Hip Roof Calculator
Enter your footprint and pitch to get a hip roof's area, eave / ridge / hip lengths, and a complete material list — plus the hip rafter length you'll cut to.
Dimensions
Roof Area
1,342 sq ft
Roofing Squares
13.4
Footprint
1,200 sq ft
Ridge Height
7.5 ft
Edge Lengths (linear ft)
- Eaves140.0
- Rakes—
- Ridges10.0
- Hips90.0
- Valleys—
| Material | Qty | Unit |
|---|---|---|
Architectural field shingles 4 bundles/square × 13.4 squares + 10% waste | 60 | bundles |
Hip & ridge cap Along 100 lf of ridges + hips (~25 lf/bundle) | 4 | bundles |
Starter strip Along 140 lf of eaves + rakes (~100 lf/bundle) | 2 | bundles |
Synthetic underlayment 1000 sq ft/roll, +10% overlap | 2 | rolls |
Drip edge Along 140 lf of eaves + rakes | 14 | 10 ft pieces |
Ice & water shield 420 sq ft band (eaves/valleys), 200 sq ft/roll | 3 | rolls |
Roofing nails ~4,723 nails (320/square), 7,200/box | 1 | coil boxes |
💡 Edge lengths are derived from your dimensions assuming equal pitch on all planes. Complex roofs (dormers, multiple wings) add valleys — measure those separately. Confirm product coverage and order extra for cuts.
Estimates only. See how this calculator works — the formulas, assumptions, and sources behind it.
How Hip Roof Area Is Calculated
A hip roof slopes down to all four walls, so it has four planes meeting at hips and a shorter ridge than the building length. Despite the extra planes, the total surface area is the same as a gable of equal footprint and pitch: footprint × pitch factor. Find your pitch factor with the roof pitch calculator, or trace an irregular footprint with the draw roof tool.
Hip Roof vs Gable: What Changes
- •Same field area for the same footprint and pitch — but a hip needs hip & ridge cap along four hips, not just the ridge.
- •More waste — angled cuts at every hip push the waste factor to 15%+ (vs ~10% for a gable).
- •No rakes or gable ends; the ridge is shorter (longer side − shorter side).
- •Hip rafters run diagonally and are longer than common rafters — see below.
Hip Rafter Length
Each hip rafter runs from a corner to the end of the ridge. Its length is √((span ÷ 2)² × 2 + rise²), where rise = (span ÷ 2) × (pitch ÷ 12).

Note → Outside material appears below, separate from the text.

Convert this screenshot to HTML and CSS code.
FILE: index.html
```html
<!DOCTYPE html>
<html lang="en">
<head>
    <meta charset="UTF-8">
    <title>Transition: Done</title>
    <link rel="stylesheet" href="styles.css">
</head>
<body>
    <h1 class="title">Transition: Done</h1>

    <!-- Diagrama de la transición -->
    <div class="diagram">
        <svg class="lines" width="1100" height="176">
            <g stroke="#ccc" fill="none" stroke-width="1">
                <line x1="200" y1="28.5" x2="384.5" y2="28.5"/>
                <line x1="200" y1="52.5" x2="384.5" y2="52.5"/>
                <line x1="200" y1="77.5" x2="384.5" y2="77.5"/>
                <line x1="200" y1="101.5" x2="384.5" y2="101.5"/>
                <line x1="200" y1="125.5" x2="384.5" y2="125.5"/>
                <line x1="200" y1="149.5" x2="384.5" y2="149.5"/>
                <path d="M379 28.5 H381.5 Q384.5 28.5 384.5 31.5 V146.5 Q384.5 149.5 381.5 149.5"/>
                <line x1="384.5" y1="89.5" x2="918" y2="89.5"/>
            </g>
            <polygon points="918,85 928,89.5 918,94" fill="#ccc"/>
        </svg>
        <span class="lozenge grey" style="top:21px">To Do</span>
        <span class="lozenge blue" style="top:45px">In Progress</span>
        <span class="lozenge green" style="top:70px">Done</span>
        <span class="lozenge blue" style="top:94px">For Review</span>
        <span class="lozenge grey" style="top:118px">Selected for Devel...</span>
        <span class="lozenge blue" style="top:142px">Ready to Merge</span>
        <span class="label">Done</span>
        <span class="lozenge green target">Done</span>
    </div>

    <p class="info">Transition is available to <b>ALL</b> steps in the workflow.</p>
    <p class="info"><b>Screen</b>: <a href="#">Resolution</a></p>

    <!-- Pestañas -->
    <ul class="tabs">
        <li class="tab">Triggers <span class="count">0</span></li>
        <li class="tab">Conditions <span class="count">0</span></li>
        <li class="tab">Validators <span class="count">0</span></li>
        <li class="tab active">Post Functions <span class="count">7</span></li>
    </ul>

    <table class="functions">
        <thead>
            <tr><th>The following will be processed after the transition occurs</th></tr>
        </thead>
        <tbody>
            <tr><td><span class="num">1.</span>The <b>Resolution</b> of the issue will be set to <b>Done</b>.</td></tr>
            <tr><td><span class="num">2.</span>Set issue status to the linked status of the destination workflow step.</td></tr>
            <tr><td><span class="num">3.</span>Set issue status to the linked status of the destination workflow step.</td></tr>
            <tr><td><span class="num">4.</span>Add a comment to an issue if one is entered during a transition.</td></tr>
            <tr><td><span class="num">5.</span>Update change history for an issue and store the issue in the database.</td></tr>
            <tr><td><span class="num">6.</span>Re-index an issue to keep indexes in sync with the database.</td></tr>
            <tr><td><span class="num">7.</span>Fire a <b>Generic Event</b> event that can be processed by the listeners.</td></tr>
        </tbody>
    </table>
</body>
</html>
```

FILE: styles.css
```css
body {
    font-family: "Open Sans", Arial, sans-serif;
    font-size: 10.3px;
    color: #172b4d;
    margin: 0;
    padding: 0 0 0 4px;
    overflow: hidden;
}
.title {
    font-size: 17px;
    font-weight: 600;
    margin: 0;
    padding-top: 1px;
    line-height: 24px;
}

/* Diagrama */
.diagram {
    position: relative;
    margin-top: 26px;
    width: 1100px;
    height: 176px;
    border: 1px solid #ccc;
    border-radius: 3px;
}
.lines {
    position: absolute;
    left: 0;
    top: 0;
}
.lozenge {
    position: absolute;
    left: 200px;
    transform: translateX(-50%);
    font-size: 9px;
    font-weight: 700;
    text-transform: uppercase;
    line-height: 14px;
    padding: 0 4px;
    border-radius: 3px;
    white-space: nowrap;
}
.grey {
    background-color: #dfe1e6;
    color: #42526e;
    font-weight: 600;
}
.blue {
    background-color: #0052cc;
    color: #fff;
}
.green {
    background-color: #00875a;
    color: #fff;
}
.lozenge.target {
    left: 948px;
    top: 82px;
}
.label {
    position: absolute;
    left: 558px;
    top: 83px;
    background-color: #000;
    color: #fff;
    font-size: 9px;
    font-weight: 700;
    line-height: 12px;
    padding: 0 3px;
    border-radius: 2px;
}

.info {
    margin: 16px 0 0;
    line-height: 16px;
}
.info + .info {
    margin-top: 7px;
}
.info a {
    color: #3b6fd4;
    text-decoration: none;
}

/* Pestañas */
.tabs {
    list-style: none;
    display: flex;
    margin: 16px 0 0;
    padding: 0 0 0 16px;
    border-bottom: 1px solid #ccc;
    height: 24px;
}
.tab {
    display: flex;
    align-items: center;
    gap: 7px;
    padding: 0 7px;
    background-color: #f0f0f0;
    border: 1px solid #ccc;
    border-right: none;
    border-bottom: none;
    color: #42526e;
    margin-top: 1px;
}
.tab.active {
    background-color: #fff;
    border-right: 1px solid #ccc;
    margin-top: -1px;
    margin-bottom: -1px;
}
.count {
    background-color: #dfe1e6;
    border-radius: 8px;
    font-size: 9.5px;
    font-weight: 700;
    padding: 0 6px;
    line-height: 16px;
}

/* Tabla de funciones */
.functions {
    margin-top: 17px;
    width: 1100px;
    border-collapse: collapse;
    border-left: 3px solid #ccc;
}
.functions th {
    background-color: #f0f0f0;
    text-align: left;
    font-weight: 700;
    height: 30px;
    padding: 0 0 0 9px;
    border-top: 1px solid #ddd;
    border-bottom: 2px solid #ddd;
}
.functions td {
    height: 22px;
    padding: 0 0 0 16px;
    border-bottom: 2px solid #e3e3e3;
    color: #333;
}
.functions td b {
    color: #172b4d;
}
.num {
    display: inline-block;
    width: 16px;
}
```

For a 30 ft span at 6:12, rise = 7.5 ft and each hip rafter ≈ 22.5 ft. The calculator's Hips figure is the total of all four. For common rafters and cut angles, use the rafter length calculator.
Hip Roof FAQ
- How do I calculate hip roof area?
- Multiply the footprint (length × width the roof covers) by the pitch factor for your slope. A hip roof's total surface is the same as a gable of equal footprint and pitch — the difference is that a hip splits that area across four sloped planes instead of two. For a 40 × 30 ft footprint at 6:12 (pitch factor 1.118), that is 1,200 × 1.118 ≈ 1,342 sq ft, or about 13.4 roofing squares.
- Does a hip roof use more material than a gable?
- The field shingle area is the same for the same footprint and pitch. A hip roof costs more because it has four hips that each need cap shingles and produce angled offcuts, so budget a higher waste factor — 15% or more versus about 10% for a simple gable. A hip also has no gable ends or rakes, and its ridge is shorter (length minus width).
- How long are hip rafters?
- A hip rafter runs diagonally from each corner up to the end of the ridge, so it is longer than a common rafter. The length is √((span ÷ 2)² × 2 + rise²), where rise = (span ÷ 2) × (pitch ÷ 12). For a 30 ft span at 6:12, rise = 7.5 ft and each hip rafter is √(15² × 2 + 7.5²) ≈ 22.5 ft. The calculator's Hips total is four of these.
- What waste factor should I use for a hip roof?
- Use about 15% for a standard hip roof, and 18–20% if it also has valleys, dormers, or many small planes. The four hips force diagonal cuts on every course, which creates more offcut waste than the straight courses of a gable roof.
- How do I measure a hip roof?
- Eaves run the full perimeter (2 × length + 2 × width). The ridge runs along the top and equals the longer side minus the shorter side. Each hip runs from a corner to the nearest ridge end. Enter the footprint length, width, and pitch and the calculator derives the eave, ridge, and hip lengths for you.